As far as I can tell, once I resolved this, I was able to connect normally. One thing I did change was I adjusted the host check from the typical hostalive4 to a version of the cluster-zone command. This seemed much more reliable than trying to ping the device.

1 Like

I also configured a “Service: Agent Health” that uses the cluster-zone command.
Then I utilize it as parent for all other services on the host to minimize alarm noise.
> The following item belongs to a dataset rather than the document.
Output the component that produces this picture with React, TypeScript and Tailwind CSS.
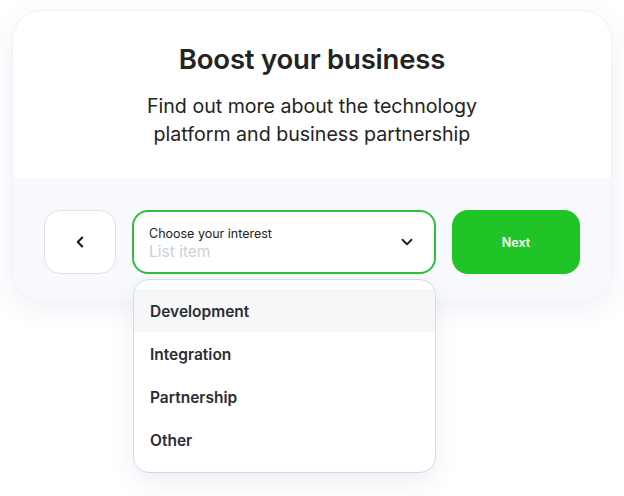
import { ChevronDown, ChevronLeft } from 'lucide-react'

const ITEMS = ['Development', 'Integration', 'Partnership', 'Other']

export default function App() {
  return (
    <div className="w-[624px] h-[496px] bg-white pt-[10px] px-[12px] font-['Inter','Noto_Sans',sans-serif]">
      <div className="relative w-[600px] h-[290px] rounded-[30px] bg-white shadow-[0_8px_28px_rgba(40,70,140,0.08)] border border-[#eef3fb]">
        <div className="h-[167px] flex flex-col items-center pt-[29px]">
          <h1 className="text-[27.5px] leading-[38px] font-semibold text-[#232323] tracking-[-0.2px]">Boost your business</h1>
          <p className="mt-[14px] text-[19.6px] leading-[28px] text-[#232323] text-center">
            Find out more about the technology
            <br />
            platform and business partnership
          </p>
        </div>
        <div className="h-[122px] rounded-b-[30px] bg-[#f7f9fc] flex items-start gap-[16px] pt-[32px] pl-[31px]">
          <button className="w-[72px] h-[64px] rounded-[16px] bg-white border border-[#dfe2e8] flex items-center justify-center text-[#111]">
            <ChevronLeft size={18} strokeWidth={2.5} />
          </button>
          <div className="w-[304px] h-[64px] rounded-[16px] bg-white border-2 border-[#2fbf3a] flex items-center pl-[15px] pr-[18px]">
            <div className="flex-1 flex flex-col pt-[3px]">
              <span className="text-[12.5px] leading-[16px] text-[#232323]">Choose your interest</span>
              <span className="text-[15.5px] leading-[20px] text-[#cdd0da]">List item</span>
            </div>
            <ChevronDown size={18} strokeWidth={2.5} className="text-[#222]" />
          </div>
          <button className="w-[128px] h-[64px] pt-[3px] rounded-[16px] bg-[#20c427] text-white text-[12.5px] font-semibold">Next</button>
        </div>
        <div className="absolute left-[120px] top-[268px] w-[303px] h-[194px] rounded-[16px] bg-white border border-[#d3daf0] shadow-[0_10px_24px_rgba(40,60,120,0.08)] pt-[9px] overflow-hidden">
          {ITEMS.map((item, i) => (
            <div
              key={item}
              className={`h-[43px] flex items-center pl-[16px] pt-[3px] text-[15.5px] font-semibold text-[#2a2c38] ${i === 0 ? 'bg-[#f6f7f9]' : ''}`}
            >
              {item}
            </div>
          ))}
        </div>
      </div>
    </div>
  )
}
zones.d/master/service_templates.conf
template Service "tpl-service-agent-health" {
    import "tpl-service-generic"

    check_command = "cluster-zone"
    icon_image = "icinga.png"
    command_endpoint = null
    vars.teams = [ "Entwicklung_Monitoring" ]
}
zones.d/master/service_apply.conf
apply Service "Agent Health" {
    import "tpl-service-agent-health"

    assign where host.vars.agent_endpoint
    zone = "master"

    import DirectorOverrideTemplate
}
zones.d/director-global/dependency_templates.conf
template Dependency "tpl-dependency-agent-health-check" {
    disable_notifications = true
    states = [ OK ]
}
zones.d/master/dependency_apply.conf
apply Dependency "agent-health-check" to Service {
    import "tpl-dependency-agent-health-check"

    assign where host.vars.agent_endpoint && service.name != "Agent Health"
    parent_service_name = "Agent Health"
}

Maybe this is a good idea for your roaming devices also.